There has been a lot of publicity about rural people migrating to the capital, trying to steal land and demanding rights and services. I don’t know how or why this family came to Bishkek. But it was nice to see the earnestness with which they were trying to build a solid life for themselves and for their child. And I was surprised to see that they’d started their family so late by local standards.
One another interesting family was a couple who’d entered into what’s called a “citizen’s marriage” two years ago. That means that they live as though they are married, but they don’t formally register it. Both had children from their first marriages. The wife’s two children lived with them.
I asked the husband what he did for a living. “I can’t tell you,” he said. “It’s not legal. If you tell anyone, the tax inspectors will come right after me.”
“I won’t tell anyone,” I said. (since I’m not including any identifying details, I am honoring my promise, even despite this blog tale)
He then led me to a shed outside the house and proudly opened the lock on the door. There, he had a whole series of contraptions made out of tin, tubes and buckets.
“This is where I make alcohol,” he said. “Once a week, I put it into bottles and sell it. I make a profit of over $300 a month.”
I thought about my neighbors in Osh. They also had a homemade alcohol production (called samagon). But they were much less cautious, inviting their customers to come right to their door to make their purchases, giving their dog reason to bark constantly at all the unexpected visitors.
I’ve started Russian lessons. Twice a week I meet with Iliana for an hour. It’s not enough for intensive improvement. But time is short and it’s good to have at least a little time each week to concentrate on learning something new.
Iliana runs a language school and she talked to me at length about one of her students, a Kyrgyz woman from the south of the country who is studying Russian.
“She’s 29 years old and is pregnant with her fourth child,” Iliana said. “She doesn’t want to have any more kids, but so far she’s had only girls and her husband insists on having a boy. She tells me that she doesn’t love him, that she doesn’t want to be with him, and that she doesn’t want to have any more children. She said that she’s having problems with her teeth because of all the pregnancies.
“I tell her that she needs to stand up to him and tell him to either choose between her health and having a ton of kids,” Iliana continued. “I tell her that she’s still young and she still has time to do something with her life. She always dreamed of getting a university education. But she was pressured to marry this man, a relative, by her family, and she did so right after high school. But now she’s committed to getting the education she couldn’t pursue before. She told me that after the baby she’ll sit home for one month, then will come right back to lessons.
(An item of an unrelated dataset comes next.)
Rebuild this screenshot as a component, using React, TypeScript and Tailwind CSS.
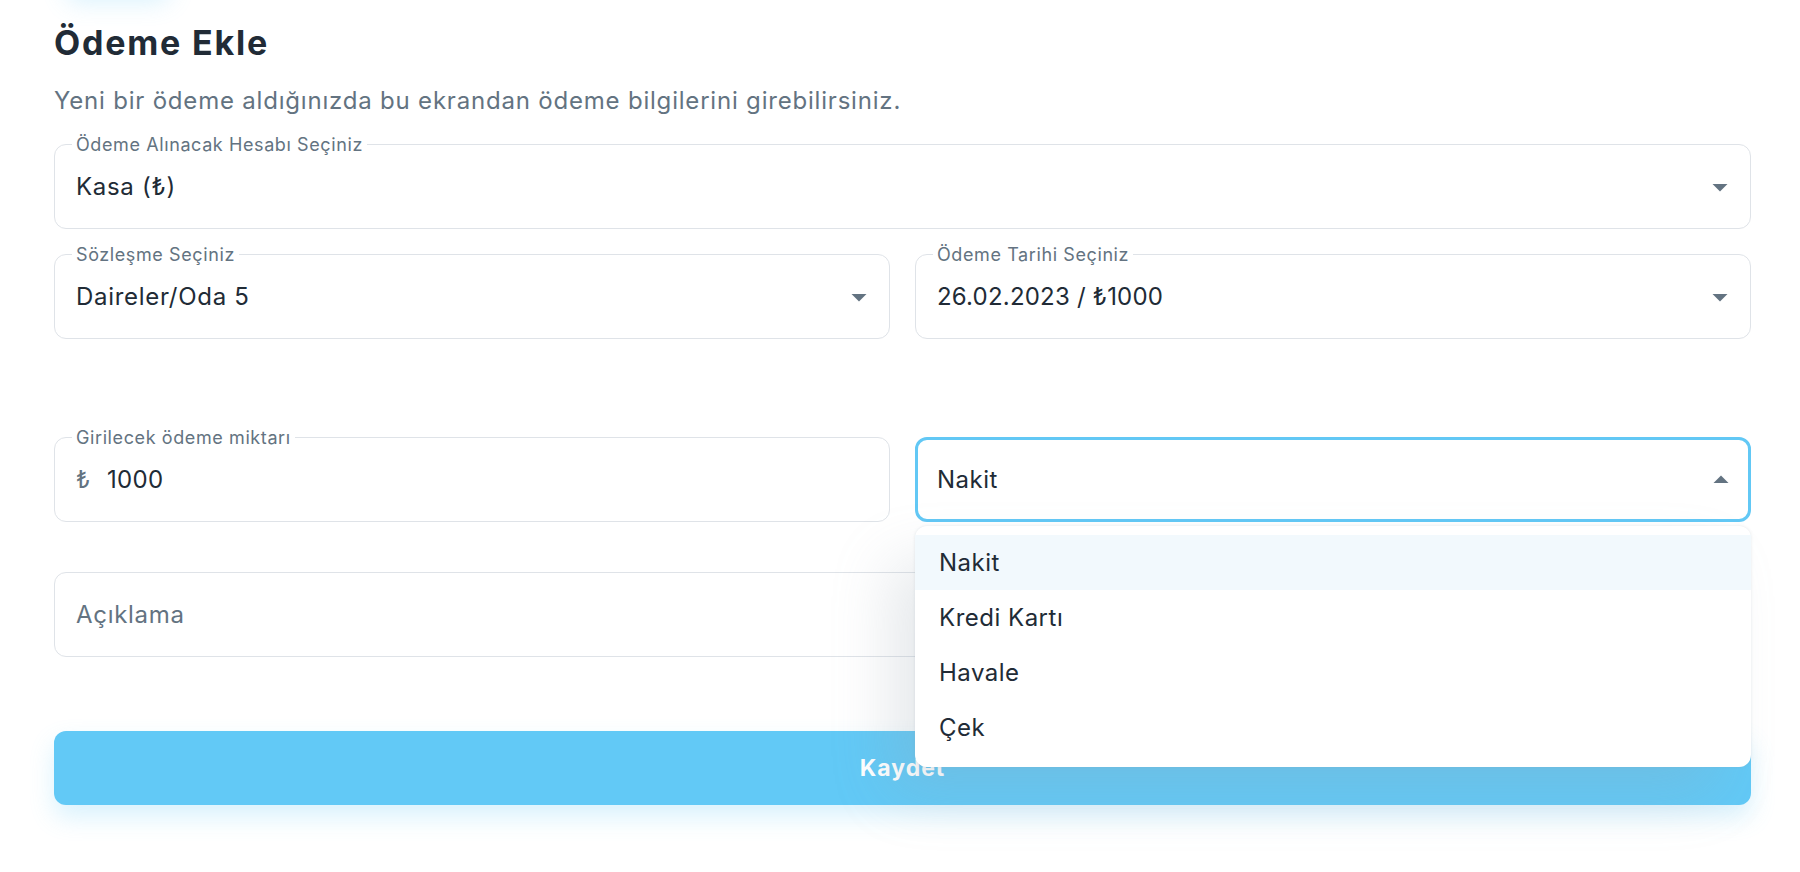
import React from "react";

function Caret({ up }: { up?: boolean }) {
  return (
    <svg viewBox="0 0 24 24" className="w-[36px] h-[36px] fill-[#637381] shrink-0">
      <path d={up ? "M7 14l5-5 5 5z" : "M7 10l5 5 5-5z"} />
    </svg>
  );
}

function Field({
  label,
  children,
  caret,
}: {
  label?: string;
  children: React.ReactNode;
  caret?: boolean;
}) {
  return (
    <div className="relative h-[85px] rounded-[12px] border border-[#dfe3e8] bg-white flex items-center pl-[21px] pr-[12px]">
      {label && (
        <span className="absolute left-[17px] top-0 -translate-y-1/2 bg-white px-[4px] text-[18px] leading-none tracking-[0.6px] text-[#637381] whitespace-nowrap">
          {label}
        </span>
      )}
      <div className="flex-1 flex items-center text-[24px] leading-none tracking-[0.7px] text-[#212b36]">{children}</div>
      {caret && <Caret />}
    </div>
  );
}

export default function App() {
  const items = ["Nakit", "Kredi Kartı", "Havale", "Çek"];
  return (
    <div className="relative min-h-screen bg-white overflow-hidden font-['Inter','Noto_Sans','DejaVu_Sans',sans-serif]">
      <div className="absolute left-[66px] -top-[70px] w-[104px] h-[60px] rounded-[12px] bg-white shadow-[0_12px_24px_0_rgba(98,201,246,0.24)]" />
      <div className="pl-[54px] pr-[49px] pt-[26px] pb-[60px]">
        <h1 className="text-[34px] leading-none font-bold tracking-[1.8px] text-[#212b36]">Ödeme Ekle</h1>
        <p className="mt-[29px] text-[24px] leading-none tracking-[0.8px] text-[#637381]">
          Yeni bir ödeme aldığınızda bu ekrandan ödeme bilgilerini girebilirsiniz.
        </p>

        <div className="mt-[31px]">
          <Field label="Ödeme Alınacak Hesabı Seçiniz" caret>
            Kasa (₺)
          </Field>
        </div>

        <div className="mt-[25px] grid grid-cols-2 gap-x-[25px]">
          <Field label="Sözleşme Seçiniz" caret>
            Daireler/Oda 5
          </Field>
          <Field label="Ödeme Tarihi Seçiniz" caret>
            <span className="tracking-[0.2px]">26.02.2023 / ₺1000</span>
          </Field>
        </div>

        <div className="mt-[98px] grid grid-cols-2 gap-x-[25px]">
          <Field label="Girilecek ödeme miktarı">
            <span className="text-[#637381] mr-[16px]">₺</span>
            <span className="tracking-[0.3px]">1000</span>
          </Field>
          <div className="relative">
            <div className="h-[85px] rounded-[12px] border-[3px] border-[#62c8f5] bg-white flex items-center pl-[19px] pr-[9px]">
              <div className="flex-1 text-[24px] leading-none tracking-[0.5px] text-[#212b36]">Nakit</div>
              <Caret up />
            </div>
            <div className="absolute left-0 right-0 top-full mt-[4px] z-10 rounded-[12px] bg-white pt-[9px] pb-[12px] shadow-[0_0_3px_0_rgba(145,158,171,0.24),-30px_30px_60px_-6px_rgba(145,158,171,0.24)]">
              {items.map((it, i) => (
                <div
                  key={it}
                  className={
                    "h-[55px] flex items-center pl-[24px] text-[24px] leading-none tracking-[0.5px] text-[#212b36] " +
                    (i === 0 ? "bg-[#f2f9fd]" : "")
                  }
                >
                  {it}
                </div>
              ))}
            </div>
          </div>
        </div>

        <div className="mt-[50px]">
          <Field>
            <span className="text-[#637381]">Açıklama</span>
          </Field>
        </div>

        <button className="mt-[74px] w-full h-[74px] rounded-[12px] bg-[#62c9f6] text-white text-[23px] font-bold tracking-[1px] shadow-[0_12px_24px_0_rgba(98,201,246,0.24)]">
          Kaydet
        </button>
      </div>
    </div>
  );
}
She wants to learn Russian and to go to the university.”
Iliana told me that women from the south are “deeply complexed.” She can’t understand why they have so many children.
I had asked her why kidney problems are so prevalent in Kyrgyzstan. She said it was because women have too many children. “After having a child, it takes at least three years to restore the vitamins to a woman’s body,” she said. “But these women are having a child every two years. They themselves are unhealthy, then of course they are giving birth to unhealthy children. I once yelled at an aunt who had already given birth to two mentally retarded children. Who needs these unhealthy children brought into the world? I asked her.”
Iliana herself is quite impressive. In her early 40s, she managed to go to London to study English for 2.5 years. While she was there, she got a job as a meeting services assistant for Price Waterhouse Coopers, making $12 an hour, enough to support her 16-year-old daughter to come study as well.
“People say that the best way to ensure your retirement is to spend on your child’s education,” she said. “You need to do that before you buy yourself a fur or a car. Then you hope that the child will buy it for you later.”